Soon thereafter, panic sets in among the truly corrupt. Having no allegiance to any person or principle other than that of expedient self-interest, they begin to try to distance themselves from what may be coming their way. At that point, the dam begins to burst- auditing bodies, professional organisations, the police, national government and the media acquire a sudden interest.

SUMMARY

I make the above points as general observations about corrupt organisations. Glasgow City Council may be entirely free of corruption, especially since the end of the Purcell era, which may itself just have been the personal failings and the personal tragedy of one man.

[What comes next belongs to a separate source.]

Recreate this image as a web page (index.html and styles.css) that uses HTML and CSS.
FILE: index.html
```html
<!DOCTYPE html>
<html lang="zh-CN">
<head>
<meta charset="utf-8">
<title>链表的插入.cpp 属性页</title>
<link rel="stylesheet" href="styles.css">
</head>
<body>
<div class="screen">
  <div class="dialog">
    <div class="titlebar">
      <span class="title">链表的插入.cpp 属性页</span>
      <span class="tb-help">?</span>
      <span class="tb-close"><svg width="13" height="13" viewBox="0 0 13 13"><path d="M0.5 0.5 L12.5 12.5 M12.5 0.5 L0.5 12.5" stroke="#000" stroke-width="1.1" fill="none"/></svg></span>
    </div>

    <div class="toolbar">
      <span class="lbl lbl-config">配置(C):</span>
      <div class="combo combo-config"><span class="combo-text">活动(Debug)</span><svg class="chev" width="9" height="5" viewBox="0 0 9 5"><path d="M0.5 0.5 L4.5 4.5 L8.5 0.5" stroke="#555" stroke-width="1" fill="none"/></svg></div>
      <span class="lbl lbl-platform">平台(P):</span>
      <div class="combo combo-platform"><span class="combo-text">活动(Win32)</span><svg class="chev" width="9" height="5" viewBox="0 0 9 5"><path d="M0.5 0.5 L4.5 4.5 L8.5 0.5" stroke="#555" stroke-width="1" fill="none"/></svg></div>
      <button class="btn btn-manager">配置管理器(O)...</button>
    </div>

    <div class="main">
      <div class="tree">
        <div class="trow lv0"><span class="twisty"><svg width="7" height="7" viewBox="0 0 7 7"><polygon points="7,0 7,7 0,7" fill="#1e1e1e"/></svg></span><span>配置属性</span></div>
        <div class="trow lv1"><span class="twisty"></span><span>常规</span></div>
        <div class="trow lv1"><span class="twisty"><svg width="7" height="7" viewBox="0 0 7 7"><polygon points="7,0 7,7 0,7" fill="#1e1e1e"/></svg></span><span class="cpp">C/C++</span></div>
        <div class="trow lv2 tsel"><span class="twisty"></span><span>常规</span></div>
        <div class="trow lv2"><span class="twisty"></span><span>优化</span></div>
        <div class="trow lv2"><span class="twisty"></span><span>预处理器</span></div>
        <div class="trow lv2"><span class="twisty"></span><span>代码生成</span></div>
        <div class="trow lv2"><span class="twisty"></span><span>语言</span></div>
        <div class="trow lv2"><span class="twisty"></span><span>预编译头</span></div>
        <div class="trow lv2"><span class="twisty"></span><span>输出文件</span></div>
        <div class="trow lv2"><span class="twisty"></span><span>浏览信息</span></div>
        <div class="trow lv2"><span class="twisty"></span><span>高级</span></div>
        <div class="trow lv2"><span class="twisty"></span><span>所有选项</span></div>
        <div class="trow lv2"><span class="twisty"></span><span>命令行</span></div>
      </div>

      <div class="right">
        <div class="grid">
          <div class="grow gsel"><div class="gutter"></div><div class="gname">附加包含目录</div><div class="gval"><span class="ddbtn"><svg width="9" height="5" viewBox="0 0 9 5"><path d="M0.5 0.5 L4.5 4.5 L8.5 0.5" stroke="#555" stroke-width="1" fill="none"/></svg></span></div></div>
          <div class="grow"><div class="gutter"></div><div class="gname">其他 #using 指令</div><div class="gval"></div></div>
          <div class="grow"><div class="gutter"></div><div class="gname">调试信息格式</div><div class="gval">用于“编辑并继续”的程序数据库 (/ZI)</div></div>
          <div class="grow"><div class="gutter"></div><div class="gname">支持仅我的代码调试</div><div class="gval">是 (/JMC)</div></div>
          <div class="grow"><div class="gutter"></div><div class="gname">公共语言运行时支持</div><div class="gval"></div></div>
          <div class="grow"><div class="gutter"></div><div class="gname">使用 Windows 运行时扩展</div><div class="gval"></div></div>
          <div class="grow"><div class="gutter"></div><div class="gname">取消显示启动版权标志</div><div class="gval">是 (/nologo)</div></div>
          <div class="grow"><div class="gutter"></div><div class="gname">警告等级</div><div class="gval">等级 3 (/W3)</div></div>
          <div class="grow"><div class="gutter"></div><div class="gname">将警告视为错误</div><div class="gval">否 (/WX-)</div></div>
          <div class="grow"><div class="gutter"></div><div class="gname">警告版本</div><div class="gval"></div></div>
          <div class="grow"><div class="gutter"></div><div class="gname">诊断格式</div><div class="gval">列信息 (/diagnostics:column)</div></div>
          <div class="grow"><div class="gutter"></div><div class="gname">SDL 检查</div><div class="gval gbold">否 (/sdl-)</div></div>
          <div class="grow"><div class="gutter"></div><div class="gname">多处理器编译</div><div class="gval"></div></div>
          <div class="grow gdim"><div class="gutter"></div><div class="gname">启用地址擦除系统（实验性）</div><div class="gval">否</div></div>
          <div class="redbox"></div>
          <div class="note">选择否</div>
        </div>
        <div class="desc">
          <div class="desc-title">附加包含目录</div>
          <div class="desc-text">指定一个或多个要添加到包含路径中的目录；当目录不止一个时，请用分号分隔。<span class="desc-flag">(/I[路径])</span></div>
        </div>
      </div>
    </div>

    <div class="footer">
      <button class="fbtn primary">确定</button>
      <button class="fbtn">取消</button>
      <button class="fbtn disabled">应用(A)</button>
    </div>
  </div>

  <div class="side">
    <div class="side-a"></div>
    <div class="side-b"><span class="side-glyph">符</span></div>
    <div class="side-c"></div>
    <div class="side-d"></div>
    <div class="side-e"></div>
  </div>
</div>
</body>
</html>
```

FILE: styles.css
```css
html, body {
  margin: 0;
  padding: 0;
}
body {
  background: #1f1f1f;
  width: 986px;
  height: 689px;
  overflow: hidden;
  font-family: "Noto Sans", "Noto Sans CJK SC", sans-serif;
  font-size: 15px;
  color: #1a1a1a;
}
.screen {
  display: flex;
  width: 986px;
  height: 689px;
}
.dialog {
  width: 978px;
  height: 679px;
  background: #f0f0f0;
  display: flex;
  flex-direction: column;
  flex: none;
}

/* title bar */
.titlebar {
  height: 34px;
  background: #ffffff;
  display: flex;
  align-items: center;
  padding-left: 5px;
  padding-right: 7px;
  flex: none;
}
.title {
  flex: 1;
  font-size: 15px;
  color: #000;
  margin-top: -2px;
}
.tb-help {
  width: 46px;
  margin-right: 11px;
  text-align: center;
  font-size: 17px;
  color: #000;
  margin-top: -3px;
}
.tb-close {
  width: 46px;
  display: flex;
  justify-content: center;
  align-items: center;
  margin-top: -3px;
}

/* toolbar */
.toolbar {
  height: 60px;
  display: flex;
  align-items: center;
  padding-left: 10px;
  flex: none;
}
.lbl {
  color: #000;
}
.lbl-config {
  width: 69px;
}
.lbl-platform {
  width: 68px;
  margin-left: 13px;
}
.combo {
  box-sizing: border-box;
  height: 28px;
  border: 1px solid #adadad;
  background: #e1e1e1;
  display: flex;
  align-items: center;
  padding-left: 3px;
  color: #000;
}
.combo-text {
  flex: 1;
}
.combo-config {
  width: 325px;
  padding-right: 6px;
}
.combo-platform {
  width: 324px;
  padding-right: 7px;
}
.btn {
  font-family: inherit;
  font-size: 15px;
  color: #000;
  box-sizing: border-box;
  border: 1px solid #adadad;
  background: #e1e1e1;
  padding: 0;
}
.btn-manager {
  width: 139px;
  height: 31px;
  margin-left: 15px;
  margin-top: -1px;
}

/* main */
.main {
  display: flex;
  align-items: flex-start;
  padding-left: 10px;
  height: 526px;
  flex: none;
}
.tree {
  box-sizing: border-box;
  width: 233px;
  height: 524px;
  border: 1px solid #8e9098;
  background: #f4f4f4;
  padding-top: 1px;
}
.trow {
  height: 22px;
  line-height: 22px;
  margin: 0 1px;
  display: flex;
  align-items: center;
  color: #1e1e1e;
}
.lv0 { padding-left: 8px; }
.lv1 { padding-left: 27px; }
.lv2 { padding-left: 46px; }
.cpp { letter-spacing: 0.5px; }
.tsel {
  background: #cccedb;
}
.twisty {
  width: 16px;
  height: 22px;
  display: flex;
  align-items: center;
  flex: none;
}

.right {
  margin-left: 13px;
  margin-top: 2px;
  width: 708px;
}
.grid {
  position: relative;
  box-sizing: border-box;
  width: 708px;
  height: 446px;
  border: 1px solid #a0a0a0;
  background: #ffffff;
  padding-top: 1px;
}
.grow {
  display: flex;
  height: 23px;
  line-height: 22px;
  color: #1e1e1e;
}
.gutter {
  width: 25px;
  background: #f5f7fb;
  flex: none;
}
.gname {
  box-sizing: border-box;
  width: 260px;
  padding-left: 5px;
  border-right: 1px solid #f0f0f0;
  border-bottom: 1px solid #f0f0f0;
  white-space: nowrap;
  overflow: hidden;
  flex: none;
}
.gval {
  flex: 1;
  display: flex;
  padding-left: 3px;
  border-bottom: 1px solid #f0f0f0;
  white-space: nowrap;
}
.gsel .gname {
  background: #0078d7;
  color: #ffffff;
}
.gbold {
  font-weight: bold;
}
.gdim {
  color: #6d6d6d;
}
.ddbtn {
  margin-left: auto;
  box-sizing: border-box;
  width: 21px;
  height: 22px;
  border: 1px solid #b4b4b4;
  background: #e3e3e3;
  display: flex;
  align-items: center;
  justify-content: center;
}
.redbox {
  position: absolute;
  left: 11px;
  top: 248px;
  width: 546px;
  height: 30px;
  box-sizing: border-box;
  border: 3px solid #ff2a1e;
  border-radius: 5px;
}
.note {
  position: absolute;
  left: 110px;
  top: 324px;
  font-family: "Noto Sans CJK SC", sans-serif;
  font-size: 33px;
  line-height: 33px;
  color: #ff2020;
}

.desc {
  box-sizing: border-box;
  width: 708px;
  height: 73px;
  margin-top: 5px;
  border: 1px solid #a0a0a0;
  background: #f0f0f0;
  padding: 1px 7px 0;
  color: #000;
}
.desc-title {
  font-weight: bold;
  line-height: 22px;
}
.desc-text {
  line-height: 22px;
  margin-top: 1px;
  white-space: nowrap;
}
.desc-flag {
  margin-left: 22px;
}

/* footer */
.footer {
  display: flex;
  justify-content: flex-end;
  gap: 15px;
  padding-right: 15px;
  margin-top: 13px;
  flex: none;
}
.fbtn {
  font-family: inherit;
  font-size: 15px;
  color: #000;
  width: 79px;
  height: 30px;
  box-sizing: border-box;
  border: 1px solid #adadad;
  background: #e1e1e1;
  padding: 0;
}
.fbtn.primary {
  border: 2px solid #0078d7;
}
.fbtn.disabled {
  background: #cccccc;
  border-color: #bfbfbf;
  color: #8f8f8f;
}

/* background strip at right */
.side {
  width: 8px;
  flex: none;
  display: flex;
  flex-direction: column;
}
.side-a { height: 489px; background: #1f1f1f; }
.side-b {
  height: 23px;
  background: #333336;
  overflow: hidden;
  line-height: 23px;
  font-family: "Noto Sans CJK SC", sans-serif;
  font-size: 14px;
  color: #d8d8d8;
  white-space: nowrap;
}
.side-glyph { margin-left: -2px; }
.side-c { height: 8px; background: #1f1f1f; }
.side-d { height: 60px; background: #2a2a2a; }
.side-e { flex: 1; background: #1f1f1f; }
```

If this is so, then in the Dalmarnock case, they have been simply deeply misguided in the way they pursued otherwise laudable objectives in relation to the regeneration of the East End of Glasgow and the huge opportunity presented by the Commonwealth Games,  displaying professional callousness and a total lack of empathy towards an entire community of ordinary working people, and a highly selective view of the law as it relates to compulsory purchase and the acquisition of land for development purposes.